17. Mais que ce peu de paroles dites par nous pour l’instruction des lecteurs soient suffisantes. Maintenant donc il faut en venir à la narration.

18. Ainsi Eléazar, l’un d’entre les premiers des scribes, homme avancé en âge, et beau de visage, était, la bouche forcément ouverte, pressé de manger de la chair de porc.[1]

19. Mais lui, préférant une mort très glorieuse à une vie odieuse, allait volontairement au supplice.

20. Et considérant comment il faudrait s’en approcher, et demeurant ferme dans la patience, il résolut de ne pas commettre des choses illicites par amour pour la vie.

21. Or ceux qui étaient présents, touchés d’une injuste compassion, à cause de leur ancienne amitié pour cet homme, et le prenant à part, le priaient de souffrir qu’on apportât des viandes dont il était permis de manger, afin qu’on pût feindre qu’il avait mangé des viandes du sacrifice, comme le roi l’avait commandé ;

22. Afin que par ce moyen il fût sauvé de la mort ; et c’est à cause de leur ancienne amitié pour cet homme, qu’ils exerçaient envers lui cette humanité.

23. Mais lui commença à considérer ce qui était digne de son âge et de sa vieillesse vénérable, et la blancheur de ses cheveux unie à une noblesse innée de son âme, et les actes d’une parfaite conduite depuis son enfance ; et, selon les préceptes de la loi sainte, et établie par Dieu, il répondit aussitôt, disant, qu’il voulait plutôt être envoyé dans l’enfer.[2]

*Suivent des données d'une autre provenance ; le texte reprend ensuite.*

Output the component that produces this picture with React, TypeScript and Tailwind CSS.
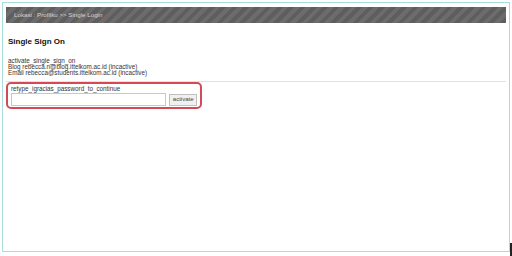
export default function App() {
  return (
    <div className="w-[512px] h-[256px] bg-white relative overflow-hidden" style={{ fontFamily: '"Liberation Sans", Arial, sans-serif' }}>
      <div className="absolute left-[2px] top-[2px] w-[508px] h-[250px] border border-[#a9dcdc] bg-white">
        <div className="mx-[3px] mt-[4px] h-[16px] flex items-center px-[8px] text-[6.2px] text-[#d4d4d4] bg-[repeating-linear-gradient(135deg,#5e5e5e_0px,#5e5e5e_4px,#6c6c6c_4px,#6c6c6c_8px)]">
          Lokasi : Profilku &gt;&gt; Single Login
        </div>
        <div className="px-[5px] pt-[14px]">
          <div className="text-[8px] font-bold text-[#111] leading-[10px]">Single Sign On</div>
          <div className="mt-[11px] text-[6.3px] leading-[6px] text-[#333]">
            <div>activate_single_sign_on</div>
            <div>Blog rebecca.n@blog.ittelkom.ac.id (incactive)</div>
            <div>Email rebecca@students.ittelkom.ac.id (incactive)</div>
          </div>
        </div>
        <div className="mt-[5px] mx-[3px] border-t border-[#e2e2e2]"></div>
        <div className="ml-[3px] w-[196px] h-[27px] border-2 border-[#d24a56] rounded-[5px] px-[3px] pt-[1px]">
          <div className="text-[6.3px] leading-[7px] text-[#333]">retype_igracias_password_to_continue</div>
          <div className="flex items-center gap-[3px] mt-[1px]">
            <div className="w-[158px] h-[13px] border border-[#c8c8c8] bg-white"></div>
            <div className="w-[28px] h-[12px] border border-[#c0c0c0] bg-[#f0f0f0] text-[6px] text-[#444] flex items-center justify-center">activate</div>
          </div>
        </div>
      </div>
      <div className="absolute left-[510px] top-[243px] w-[2px] h-[13px] bg-[#222]"></div>
    </div>
  );
}
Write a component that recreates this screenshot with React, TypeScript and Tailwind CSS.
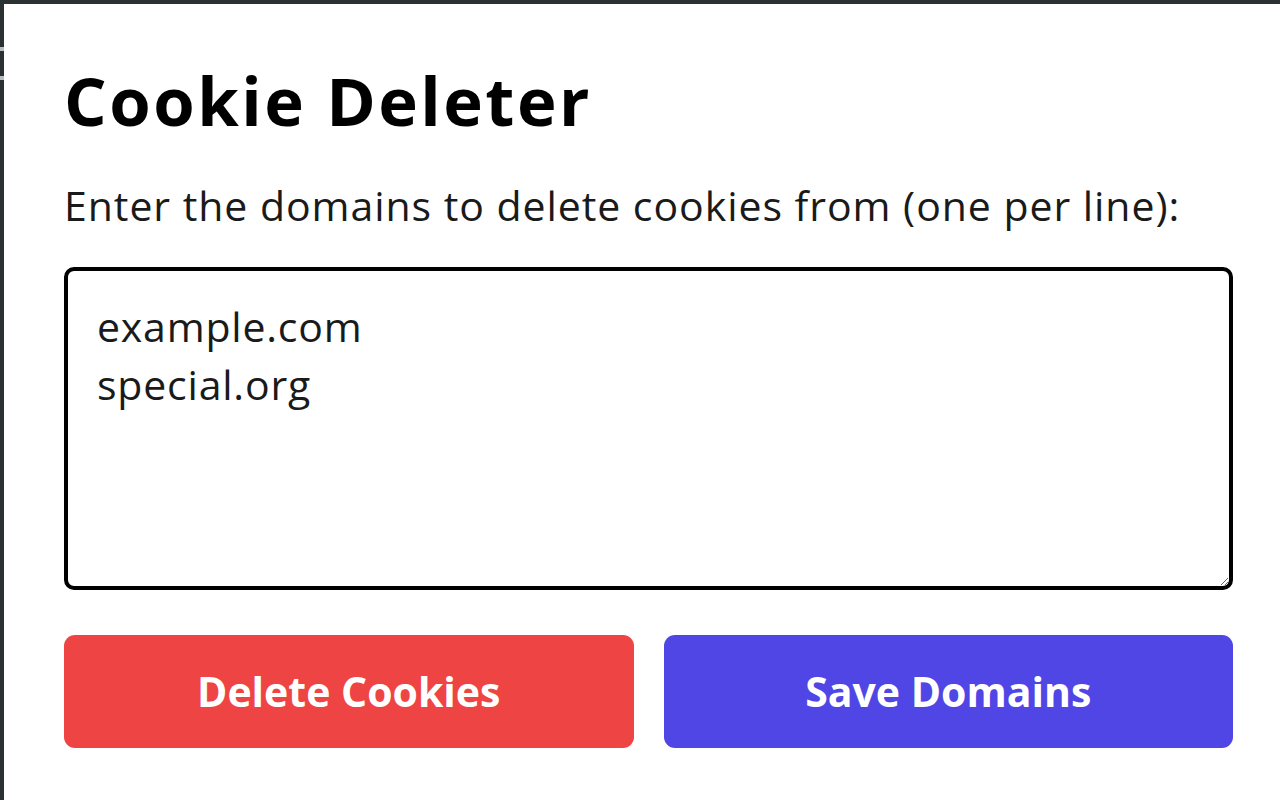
import React from "react";

export default function App() {
  return (
    <div className="relative h-[800px] w-[1280px] border-l-4 border-t-4 border-[#2b3033] bg-white font-['Open_Sans',sans-serif] text-black">
      <span className="absolute left-[-4px] top-[43px] h-[4px] w-[4px] bg-[#b9bdbf]" />
      <span className="absolute left-[-4px] top-[72px] h-[4px] w-[4px] bg-[#b9bdbf]" />
      <div className="pl-[60px] pr-[44px] pt-[63px]">
        <h1 className="text-[67px] font-bold leading-none tracking-[2.5px]">Cookie Deleter</h1>
        <p className="mt-[51px] text-[41px] leading-none tracking-[0.95px] text-[#1a1a1a]">
          Enter the domains to delete cookies from (one per line):
        </p>
        <textarea
          className="mt-[41px] block h-[323px] w-[1169px] resize-y rounded-[10px] border-4 border-black bg-white px-[29px] pt-[26px] font-['Open_Sans',sans-serif] text-[41px] leading-[58px] tracking-[0.8px] text-[#1a1a1a] outline-none"
          defaultValue={"example.com\nspecial.org"}
        />
        <div className="mt-[45px] grid w-[1169px] grid-cols-2 gap-[30px]">
          <button className="h-[113px] rounded-[11px] bg-[#ef4444] text-[41px] font-bold text-white">
            Delete Cookies
          </button>
          <button className="h-[113px] rounded-[11px] bg-[#4f46e5] text-[41px] font-bold text-white">
            Save Domains
          </button>
        </div>
      </div>
    </div>
  );
}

24. Car il n’est pas digne de notre âge de feindre, dit-il, pour que beaucoup de jeunes hommes, pensant qu’Eléazar, vieillard de quatre-vingt-dix ans, aurait passé à la vie des étrangers,[3]

25. Soient eux-mêmes trompés par cette feinte, commise pour conserver un petit reste de cette vie corruptible, et que, par là, j’attire une tache et l’exécration sur ma vieillesse.[4]

26. Car quand même dans le temps présent je me délivrerais des supplices des hommes, je ne fuirais pas néanmoins la main du Tout-Puissant, ni étant vivant, ni étant mort.

27. C’est pourquoi sortant courageusement de la vie, je paraîtrai digne de ma vieillesse ;

28. Et aux jeunes hommes je laisserai un exemple de courage, si d’un esprit résolu, et courageusement, je souffre une mort honorable pour nos très importantes et très saintes lois. Ces paroles dites,

  1. II Macc. 6,18 : Eléazar avait 90 ans, voir le verset 24 ; il était scribe savant dans la science de la loi mosaïque.
  2. II Macc. 6,23 : L’enfer (infernum). Comme nous l’avons déjà remarqué plusieurs fois, les Hébreux entendaient par ce mot, non le sépulcre, le tombeau, mais le lieu souterrain où étaient réunies les âmes après la mort.
  3. II Macc. 6,24 : Des étrangers, c’est-à-dire des païens.
  4. II Macc. 6,25 : Par cette feinte et par, etc. ; c’est-à-dire, par cette feinte dont j’aurais usé pour conserver un petit reste de cette vie corruptible.